* **Brief**:
Quote the listing in full, exactly as given, minus any pictures.

* **Stored data**:
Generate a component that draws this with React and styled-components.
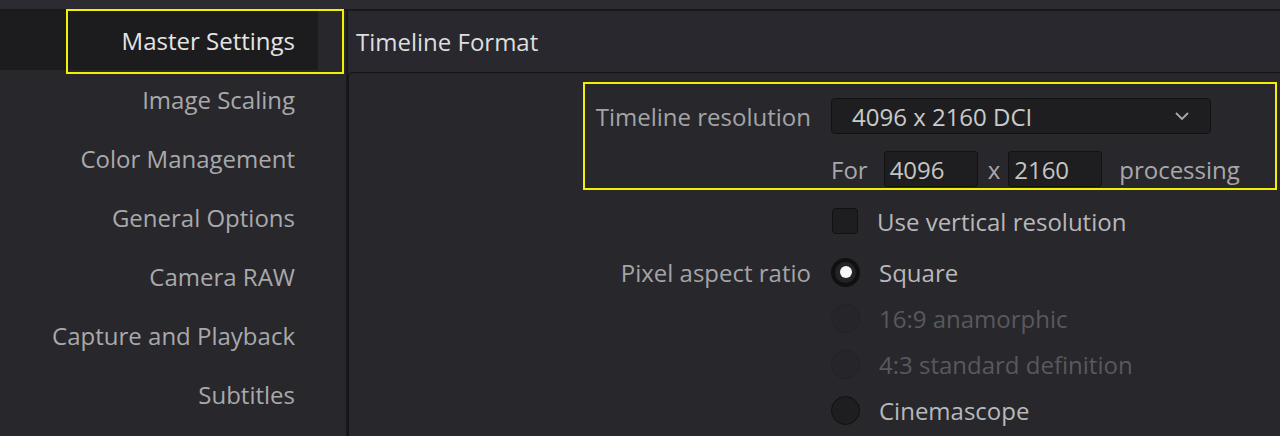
import React from "react";
import styled, { createGlobalStyle } from "styled-components";

const GlobalStyle = createGlobalStyle`
  html, body {
    margin: 0;
    padding: 0;
    background: #28272c;
  }
  body {
    font-family: "Open Sans", "Noto Sans", sans-serif;
  }
`;

const Page = styled.div`
  position: relative;
  width: 1280px;
  height: 436px;
  overflow: hidden;
  background: #28272c;
  display: flex;
  flex-direction: column;
`;

const TopStrip = styled.div`
  height: 9px;
  background: #2c2b31;
  border-bottom: 2px solid #19191b;
  flex-shrink: 0;
`;

const Body = styled.div`
  flex: 1;
  display: flex;
`;

const Sidebar = styled.div`
  width: 346px;
  border-right: 2px solid #18181a;
  background: #28272c;
  display: flex;
  flex-direction: column;
`;

const NavItem = styled.div`
  width: 318px;
  height: 59px;
  box-sizing: border-box;
  padding-right: 23px;
  padding-bottom: 1px;
  display: flex;
  align-items: center;
  justify-content: flex-end;
  font-size: 24px;
  color: ${(p) => (p.$active ? "#e4e4e4" : "#a9a9ab")};
  background: ${(p) => (p.$active ? "#1c1c1e" : "transparent")};
`;

const Main = styled.div`
  flex: 1;
  display: flex;
  flex-direction: column;
`;

const Header = styled.div`
  height: 61px;
  display: flex;
  align-items: center;
  padding-left: 8px;
  font-size: 24px;
  color: #dedede;
  background: #29282e;
`;

const Panel = styled.div`
  flex: 1;
  border-top: 1px solid #141416;
  border-left: 1px solid #141416;
  border-top-left-radius: 5px;
  background: #28272c;
  display: flex;
  flex-direction: column;
`;

const Row = styled.div`
  display: grid;
  grid-template-columns: 462px 1fr;
  column-gap: 20px;
  align-items: center;
  height: ${(p) => p.$h || 46}px;
  margin-top: ${(p) => p.$mt || 0}px;
`;

const Label = styled.div`
  text-align: right;
  font-size: 24px;
  color: #a4a4a6;
`;

const Controls = styled.div`
  display: flex;
  align-items: center;
`;

const Select = styled.div`
  width: 380px;
  height: 36px;
  box-sizing: border-box;
  background: #1e1e20;
  border: 1px solid #121213;
  border-radius: 4px;
  display: flex;
  align-items: center;
  justify-content: space-between;
  padding: 0 20px 0 20px;
  font-size: 24px;
  color: #cacaca;
`;

const Field = styled.div`
  width: 94px;
  height: 36px;
  box-sizing: border-box;
  background: #1e1e20;
  border: 1px solid #121213;
  border-radius: 3px;
  display: flex;
  align-items: center;
  padding-left: 5px;
  font-size: 24px;
  color: #c4c4c4;
`;

const Text = styled.span`
  font-size: 24px;
  color: ${(p) => (p.$dim ? "#5b5b5e" : "#a8a8aa")};
  margin: 0 ${(p) => p.$mr || 0}px 0 ${(p) => p.$ml || 0}px;
`;

const OptionLabel = styled.span`
  font-size: 24px;
  margin-left: 19px;
  color: ${(p) => (p.$dim ? "#59595c" : "#b8b8ba")};
`;

const Checkbox = styled.div`
  width: 26px;
  height: 26px;
  box-sizing: border-box;
  margin-left: 1px;
  background: #1e1e20;
  border: 1px solid #111112;
  border-radius: 4px;
`;

const Radio = styled.div`
  width: 29px;
  height: 29px;
  box-sizing: border-box;
  border-radius: 50%;
  display: flex;
  align-items: center;
  justify-content: center;
  background: ${(p) =>
    p.$state === "disabled" ? "#26252a" : p.$state === "on" ? "#232325" : "#1e1e20"};
  border: ${(p) =>
    p.$state === "disabled"
      ? "1px solid #232226"
      : p.$state === "on"
      ? "4px solid #101011"
      : "1px solid #111112"};
  &::after {
    content: "";
    display: ${(p) => (p.$state === "on" ? "block" : "none")};
    width: 12px;
    height: 12px;
    border-radius: 50%;
    background: #f6f6f6;
  }
`;

const Highlight = styled.div`
  position: absolute;
  left: ${(p) => p.$x}px;
  top: ${(p) => p.$y}px;
  width: ${(p) => p.$w}px;
  height: ${(p) => p.$h}px;
  box-sizing: border-box;
  border: 2px solid #f2f200;
  pointer-events: none;
`;

const Chevron = () => (
  <svg width="16" height="10" viewBox="0 0 16 10">
    <path d="M2 2 L8 8 L14 2" fill="none" stroke="#a9a9ab" strokeWidth="1.8" />
  </svg>
);

const navItems = [
  "Master Settings",
  "Image Scaling",
  "Color Management",
  "General Options",
  "Camera RAW",
  "Capture and Playback",
  "Subtitles",
];

const aspectOptions = [
  { label: "Square", state: "on" },
  { label: "16:9 anamorphic", state: "disabled" },
  { label: "4:3 standard definition", state: "disabled" },
  { label: "Cinemascope", state: "off" },
];

export default function App() {
  return (
    <Page>
      <GlobalStyle />
      <TopStrip />
      <Body>
        <Sidebar>
          {navItems.map((item, i) => (
            <NavItem key={item} $active={i === 0}>
              {item}
            </NavItem>
          ))}
        </Sidebar>
        <Main>
          <Header>Timeline Format</Header>
          <Panel>
            <Row $h={36} $mt={25}>
              <Label>Timeline resolution</Label>
              <Controls>
                <Select>
                  <span>4096 x 2160 DCI</span>
                  <Chevron />
                </Select>
              </Controls>
            </Row>
            <Row $h={36} $mt={17}>
              <div />
              <Controls>
                <Text $mr={16}>For</Text>
                <Field>4096</Field>
                <Text $ml={10} $mr={8}>x</Text>
                <Field>2160</Field>
                <Text $ml={17}>processing</Text>
              </Controls>
            </Row>
            <Row $mt={11}>
              <div />
              <Controls>
                <Checkbox />
                <OptionLabel>Use vertical resolution</OptionLabel>
              </Controls>
            </Row>
            {aspectOptions.map((opt, i) => (
              <Row key={opt.label} $mt={i === 0 ? 5 : 0}>
                <Label>{i === 0 ? "Pixel aspect ratio" : ""}</Label>
                <Controls>
                  <Radio $state={opt.state} />
                  <OptionLabel $dim={opt.state === "disabled"}>{opt.label}</OptionLabel>
                </Controls>
              </Row>
            ))}
          </Panel>
        </Main>
      </Body>
      <Highlight $x={66} $y={9} $w={278} $h={65} />
      <Highlight $x={583} $y={82} $w={694} $h={108} />
    </Page>
  );
}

* **Result below**:
Generate a component that draws this with React and styled-components.
import React from "react";
import styled, { createGlobalStyle } from "styled-components";

const GlobalStyle = createGlobalStyle`
  html, body {
    margin: 0;
    padding: 0;
    background: #28272c;
  }
  body {
    font-family: "Open Sans", "Noto Sans", sans-serif;
  }
`;

const Page = styled.div`
  position: relative;
  width: 1280px;
  height: 436px;
  overflow: hidden;
  background: #28272c;
  display: flex;
  flex-direction: column;
`;

const TopStrip = styled.div`
  height: 9px;
  background: #2c2b31;
  border-bottom: 2px solid #19191b;
  flex-shrink: 0;
`;

const Body = styled.div`
  flex: 1;
  display: flex;
`;

const Sidebar = styled.div`
  width: 346px;
  border-right: 2px solid #18181a;
  background: #28272c;
  display: flex;
  flex-direction: column;
`;

const NavItem = styled.div`
  width: 318px;
  height: 59px;
  box-sizing: border-box;
  padding-right: 23px;
  padding-bottom: 1px;
  display: flex;
  align-items: center;
  justify-content: flex-end;
  font-size: 24px;
  color: ${(p) => (p.$active ? "#e4e4e4" : "#a9a9ab")};
  background: ${(p) => (p.$active ? "#1c1c1e" : "transparent")};
`;

const Main = styled.div`
  flex: 1;
  display: flex;
  flex-direction: column;
`;

const Header = styled.div`
  height: 61px;
  display: flex;
  align-items: center;
  padding-left: 8px;
  font-size: 24px;
  color: #dedede;
  background: #29282e;
`;

const Panel = styled.div`
  flex: 1;
  border-top: 1px solid #141416;
  border-left: 1px solid #141416;
  border-top-left-radius: 5px;
  background: #28272c;
  display: flex;
  flex-direction: column;
`;

const Row = styled.div`
  display: grid;
  grid-template-columns: 462px 1fr;
  column-gap: 20px;
  align-items: center;
  height: ${(p) => p.$h || 46}px;
  margin-top: ${(p) => p.$mt || 0}px;
`;

const Label = styled.div`
  text-align: right;
  font-size: 24px;
  color: #a4a4a6;
`;

const Controls = styled.div`
  display: flex;
  align-items: center;
`;

const Select = styled.div`
  width: 380px;
  height: 36px;
  box-sizing: border-box;
  background: #1e1e20;
  border: 1px solid #121213;
  border-radius: 4px;
  display: flex;
  align-items: center;
  justify-content: space-between;
  padding: 0 20px 0 20px;
  font-size: 24px;
  color: #cacaca;
`;

const Field = styled.div`
  width: 94px;
  height: 36px;
  box-sizing: border-box;
  background: #1e1e20;
  border: 1px solid #121213;
  border-radius: 3px;
  display: flex;
  align-items: center;
  padding-left: 5px;
  font-size: 24px;
  color: #c4c4c4;
`;

const Text = styled.span`
  font-size: 24px;
  color: ${(p) => (p.$dim ? "#5b5b5e" : "#a8a8aa")};
  margin: 0 ${(p) => p.$mr || 0}px 0 ${(p) => p.$ml || 0}px;
`;

const OptionLabel = styled.span`
  font-size: 24px;
  margin-left: 19px;
  color: ${(p) => (p.$dim ? "#59595c" : "#b8b8ba")};
`;

const Checkbox = styled.div`
  width: 26px;
  height: 26px;
  box-sizing: border-box;
  margin-left: 1px;
  background: #1e1e20;
  border: 1px solid #111112;
  border-radius: 4px;
`;

const Radio = styled.div`
  width: 29px;
  height: 29px;
  box-sizing: border-box;
  border-radius: 50%;
  display: flex;
  align-items: center;
  justify-content: center;
  background: ${(p) =>
    p.$state === "disabled" ? "#26252a" : p.$state === "on" ? "#232325" : "#1e1e20"};
  border: ${(p) =>
    p.$state === "disabled"
      ? "1px solid #232226"
      : p.$state === "on"
      ? "4px solid #101011"
      : "1px solid #111112"};
  &::after {
    content: "";
    display: ${(p) => (p.$state === "on" ? "block" : "none")};
    width: 12px;
    height: 12px;
    border-radius: 50%;
    background: #f6f6f6;
  }
`;

const Highlight = styled.div`
  position: absolute;
  left: ${(p) => p.$x}px;
  top: ${(p) => p.$y}px;
  width: ${(p) => p.$w}px;
  height: ${(p) => p.$h}px;
  box-sizing: border-box;
  border: 2px solid #f2f200;
  pointer-events: none;
`;

const Chevron = () => (
  <svg width="16" height="10" viewBox="0 0 16 10">
    <path d="M2 2 L8 8 L14 2" fill="none" stroke="#a9a9ab" strokeWidth="1.8" />
  </svg>
);

const navItems = [
  "Master Settings",
  "Image Scaling",
  "Color Management",
  "General Options",
  "Camera RAW",
  "Capture and Playback",
  "Subtitles",
];

const aspectOptions = [
  { label: "Square", state: "on" },
  { label: "16:9 anamorphic", state: "disabled" },
  { label: "4:3 standard definition", state: "disabled" },
  { label: "Cinemascope", state: "off" },
];

export default function App() {
  return (
    <Page>
      <GlobalStyle />
      <TopStrip />
      <Body>
        <Sidebar>
          {navItems.map((item, i) => (
            <NavItem key={item} $active={i === 0}>
              {item}
            </NavItem>
          ))}
        </Sidebar>
        <Main>
          <Header>Timeline Format</Header>
          <Panel>
            <Row $h={36} $mt={25}>
              <Label>Timeline resolution</Label>
              <Controls>
                <Select>
                  <span>4096 x 2160 DCI</span>
                  <Chevron />
                </Select>
              </Controls>
            </Row>
            <Row $h={36} $mt={17}>
              <div />
              <Controls>
                <Text $mr={16}>For</Text>
                <Field>4096</Field>
                <Text $ml={10} $mr={8}>x</Text>
                <Field>2160</Field>
                <Text $ml={17}>processing</Text>
              </Controls>
            </Row>
            <Row $mt={11}>
              <div />
              <Controls>
                <Checkbox />
                <OptionLabel>Use vertical resolution</OptionLabel>
              </Controls>
            </Row>
            {aspectOptions.map((opt, i) => (
              <Row key={opt.label} $mt={i === 0 ? 5 : 0}>
                <Label>{i === 0 ? "Pixel aspect ratio" : ""}</Label>
                <Controls>
                  <Radio $state={opt.state} />
                  <OptionLabel $dim={opt.state === "disabled"}>{opt.label}</OptionLabel>
                </Controls>
              </Row>
            ))}
          </Panel>
        </Main>
      </Body>
      <Highlight $x={66} $y={9} $w={278} $h={65} />
      <Highlight $x={583} $y={82} $w={694} $h={108} />
    </Page>
  );
}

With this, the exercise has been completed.